WESTCHESTER COUNTY, N.Y. – With bus rapid transit likely coming to White Plains when the new Tappan Zee Bridge opens in 2018, local, state and federal officials are calling on the Metropolitan Transportation Authority to fund a new, 21st century train station for the city.
When the current station opened in 1987 it had 7,000 weekday daily commuters. That number has tripled to more than 21,500 by 2007 and continues growing, state Assemblyman David Buchwald (D-Westchester) said Thursday in front of the station. It is the second most-used Metro-North station, second only to Manhattan, and is the top reverse commuter station, which he said makes it an emerging hub.
“It’s clear to me the benefits of a new White Plains train station will be felt around the region, especially as we now enter an era of the new Tappan Zee Bridge, I-287 corridor and bus rapid transit,” he said.
The Bus Rapid Transit would span 30 miles from Suffern in Rockland to Port Chester along I-287, a east-west connection that White Plains Mayor Thomas Roach says is lacking right now.
“People want to use multi-modal now and it would be nice if someone who lived in Golden’s Bridge could get on a train, get off at White Plains, get on a (Bus Rapid Transit) and then have a job in Port Chester,” he said.
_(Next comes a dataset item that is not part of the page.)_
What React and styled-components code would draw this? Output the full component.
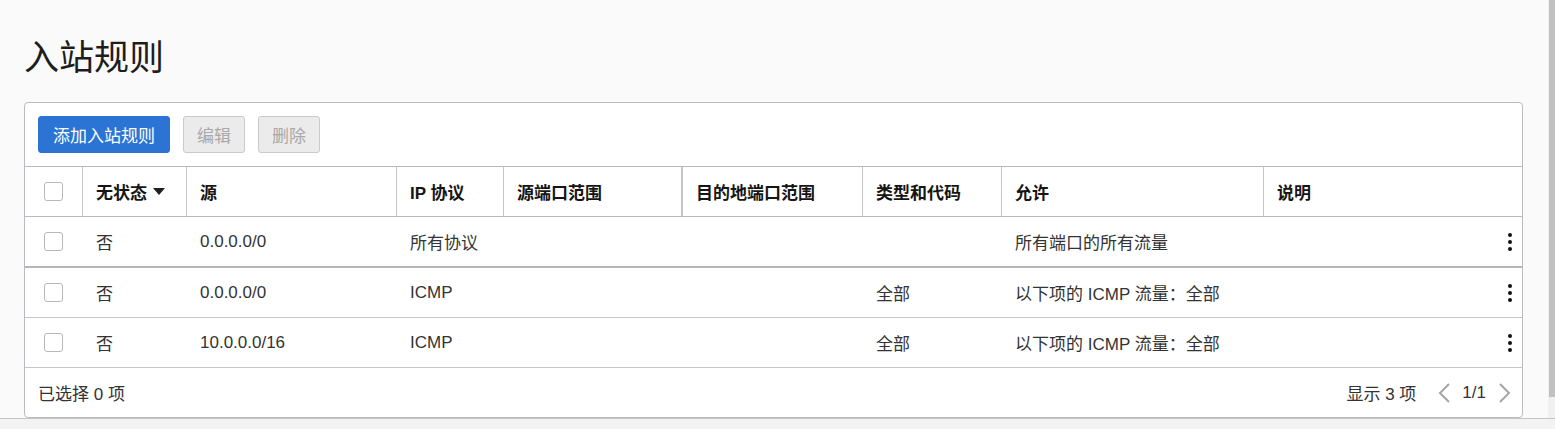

The MTA will propose its five-year capital plan Wednesday, Sept. 22, and then vote on it later this year. The White Plains' State Assembly delegation, Roach and U.S. Rep. Nita Lowey (D-Westchester/Rockland), have submitted a joint letter asking the MTA to include a new White Plains train station in its plan.
“This is not just about a train station, this is about an opportunity to transform the way this city functions in a positive way,” Roach said.
White Plains will use a $1 million grant to study how to transform its train station and the surrounding area and how to connect it to the downtown. The money comes from the New York State Energy Research and Development Authority and the Mid-Hudson Regional Economic Development Council.
Roach pointed to the a full bike rack outside the White Plains train station parking garage as evidence of the changing nature of how people use transit.
"Every one of those bikes is a parking space we would have had to build and it’s traffic that other people would have to fight with," he said.
State Sen. George Latimer (D-Rye) said the new train station also will galvanize the economy.
“A thriving White Plains economy is essential for the rest of the county and region’s success,” he said.